Prince Charles tells ITV News why ocean threats have him fearing for his and the world's grandchildren

Prince Charles has said he's speaking out about the threat to the world’s oceans because he worries about his own grandchildren - and grandchildren everywhere.

The prince has been speaking to ITV News in Malta where world leaders and scientists are attending the Our Oceans conference.

He has urged the world to turn its attention to the failing health of the oceans or risk our own survival.

Asked if he worried about the world the generation of Prince George and Princess Charlotte will inherit, he said he was doing it for everyone’s grandchildren.

Over-fishing, plastic pollution and acidification are all combining to threaten our own survival, he said.

And he warned that plastic in the oceans is now in the human food chain.

Every year eight million tonnes of plastic enter the sea and he urged consumers to think about buying drinks and water in single use plastic bottles.

  • Prince Charles releases a turtle back into the wild

Evidence of the threat from the oceans has already been seen in recent storms, he said, such as the hurricane which devastated parts of the Caribbean and Florida.

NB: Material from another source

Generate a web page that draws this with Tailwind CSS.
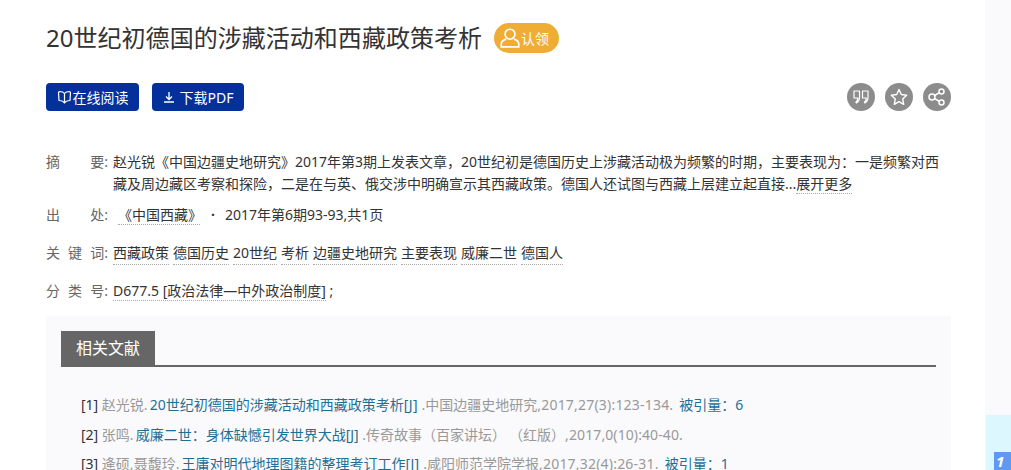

We risk "ever more damaging and terrifying storms", he warned, and the ferocity of hurricanes such as Irma and Maria were a "wake up call" about the threat of ocean warming.

The amount of floating plastic debris expands by millions of tonnes every year. Credit: AP

The delegates have been examining the importance of - but also the threat to - what they call the Blue Economy.

The term refers to the economic life we get from the seas.

The water, which covers two-thirds of this planet, is the seventh biggest economy.

Hurricane Irma devastated the British Virgin Islands last month. Credit: AP

If the oceans of the world were a single country they would have a seat at the table of the G7 - the group of the world’s biggest economies.

Future generations - such as the one to which his grandchildren belong - will not forgive us, said the Prince, "for destroying the viability of the natural world that is our ultimate sustainer?"